Managing your finances can sometimes feel like juggling multiple balls at once. Bills, savings, investments, unexpected expenses—it’s easy to lose track, feel overwhelmed, or wonder if you’re making progress at all. But here’s the good news: you don’t have to do it all at once. A quarterly financial review is a game-changer. It’s a simple, structured way to pause, reflect, and make informed decisions that align with your goals. And with the right template, this process can become empowering, insightful, and even enjoyable.

In this guide, we’ll walk you through why quarterly reviews matter, how to track your progress effectively, and how to set actionable goals that create real momentum. By the end, you’ll have a clear, personalized system for managing your money in a calm, intentional way—without stress or guesswork.


Why a Quarterly Financial Review Matters

Most people approach their finances reactively. Bills are paid, paychecks are spent, and at the end of the month, we may feel a mix of relief and anxiety. But without regular reflection, progress becomes invisible. That’s where quarterly reviews come in.

A quarterly review is not just about numbers; it’s about awareness. It’s a scheduled pause to ask:

  • Are my spending habits aligned with my values?

  • Am I on track with my savings and investment goals?

  • Where am I over-investing my energy or money?

  • What adjustments can improve my financial well-being?

Taking three months at a time is powerful because it’s short enough to notice trends but long enough to see real patterns emerge. Monthly reviews can feel micro-focused and reactive, while annual reviews may be overwhelming. Quarterly reviews hit the sweet spot for clarity and control.

“Awareness is the compass that guides intentional choices. Without it, we wander financially.”


Preparing for Your Quarterly Review

Before you even open your bank statements, take a few moments to set the tone. Approach this review as a reflective, empowering ritual, not a chore. Gather your tools:

  • Bank statements, credit card reports, and receipts

  • Budget spreadsheets or finance apps

  • A notebook or digital document for notes

  • Your quarterly goals from the previous period

Set aside a quiet hour. Pour a cup of coffee or tea, put on your favorite playlist, and treat this as a personal investment in clarity and peace of mind.


Step 1: Review Income and Expenses

Begin with the basics: track what came in and what went out over the last three months. Categorize every expense—essentials, discretionary, and one-time costs.

Ask yourself:

  • Are there categories where spending crept up without intention?

  • Did I underestimate certain expenses?

  • Are recurring subscriptions or fees adding up unnecessarily?

Notice patterns, not just numbers. Perhaps you spent more on dining out due to convenience.
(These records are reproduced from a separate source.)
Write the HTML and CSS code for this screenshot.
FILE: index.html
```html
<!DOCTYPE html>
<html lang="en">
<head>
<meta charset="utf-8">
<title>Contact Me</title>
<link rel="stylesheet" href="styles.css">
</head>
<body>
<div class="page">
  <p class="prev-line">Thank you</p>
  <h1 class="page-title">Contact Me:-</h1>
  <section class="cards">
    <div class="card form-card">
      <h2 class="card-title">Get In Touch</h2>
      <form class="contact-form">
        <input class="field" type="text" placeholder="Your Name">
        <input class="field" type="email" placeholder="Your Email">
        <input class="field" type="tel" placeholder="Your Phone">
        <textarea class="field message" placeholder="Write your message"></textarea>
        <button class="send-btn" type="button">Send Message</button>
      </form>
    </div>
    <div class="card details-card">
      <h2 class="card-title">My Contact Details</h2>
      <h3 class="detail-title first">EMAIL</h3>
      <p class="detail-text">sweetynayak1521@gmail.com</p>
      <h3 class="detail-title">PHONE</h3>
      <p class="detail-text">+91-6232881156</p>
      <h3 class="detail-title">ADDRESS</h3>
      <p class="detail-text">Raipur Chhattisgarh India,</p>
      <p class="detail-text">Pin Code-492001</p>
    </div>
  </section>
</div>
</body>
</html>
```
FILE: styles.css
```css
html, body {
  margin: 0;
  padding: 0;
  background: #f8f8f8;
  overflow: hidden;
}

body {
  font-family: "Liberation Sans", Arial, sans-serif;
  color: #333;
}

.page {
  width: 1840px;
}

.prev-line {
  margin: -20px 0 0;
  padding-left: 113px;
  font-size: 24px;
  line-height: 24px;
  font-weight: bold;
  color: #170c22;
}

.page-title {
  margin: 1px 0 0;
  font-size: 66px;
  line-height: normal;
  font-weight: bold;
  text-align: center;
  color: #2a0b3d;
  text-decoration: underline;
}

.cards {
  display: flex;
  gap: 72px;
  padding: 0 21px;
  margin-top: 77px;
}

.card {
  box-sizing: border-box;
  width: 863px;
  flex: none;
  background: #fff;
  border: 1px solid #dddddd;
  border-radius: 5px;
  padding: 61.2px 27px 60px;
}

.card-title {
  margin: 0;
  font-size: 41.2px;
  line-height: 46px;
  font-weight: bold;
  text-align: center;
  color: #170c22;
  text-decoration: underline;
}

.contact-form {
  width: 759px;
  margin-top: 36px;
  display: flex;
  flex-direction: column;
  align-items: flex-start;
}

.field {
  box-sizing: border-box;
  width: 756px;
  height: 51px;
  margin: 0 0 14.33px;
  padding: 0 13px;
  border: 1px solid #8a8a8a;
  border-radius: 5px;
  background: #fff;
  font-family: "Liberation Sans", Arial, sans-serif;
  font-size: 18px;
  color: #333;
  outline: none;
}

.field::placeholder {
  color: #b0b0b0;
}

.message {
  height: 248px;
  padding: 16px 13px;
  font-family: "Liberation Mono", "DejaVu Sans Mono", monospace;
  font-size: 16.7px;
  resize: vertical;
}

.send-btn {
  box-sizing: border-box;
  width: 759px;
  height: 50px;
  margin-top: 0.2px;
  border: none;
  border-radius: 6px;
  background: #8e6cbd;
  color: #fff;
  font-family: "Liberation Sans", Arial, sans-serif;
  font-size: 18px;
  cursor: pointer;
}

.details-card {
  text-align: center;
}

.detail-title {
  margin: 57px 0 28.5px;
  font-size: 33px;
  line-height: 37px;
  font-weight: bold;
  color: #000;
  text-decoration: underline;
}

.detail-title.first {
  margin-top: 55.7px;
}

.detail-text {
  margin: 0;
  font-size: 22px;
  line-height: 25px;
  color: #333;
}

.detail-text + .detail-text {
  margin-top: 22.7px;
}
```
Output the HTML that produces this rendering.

Or maybe you invested more than expected in personal development. The key is not judgment; it’s awareness.

Example: Over three months, a $5 weekly subscription might seem small. But it adds up to $65, enough for a meaningful contribution to an emergency fund.


Step 2: Track Your Savings and Investments

Next, review what you’ve saved and invested. Include:

  • Emergency fund contributions

  • Retirement accounts

  • Brokerage or investment accounts

  • Long-term goals like a house down payment

Compare your progress to the goals you set in the previous quarter. Celebrate wins—even small ones. Seeing consistent growth, no matter how modest, reinforces positive behavior.

Tip: Track growth percentages, not just dollar amounts. Seeing progress in proportion to your goals builds confidence and motivation.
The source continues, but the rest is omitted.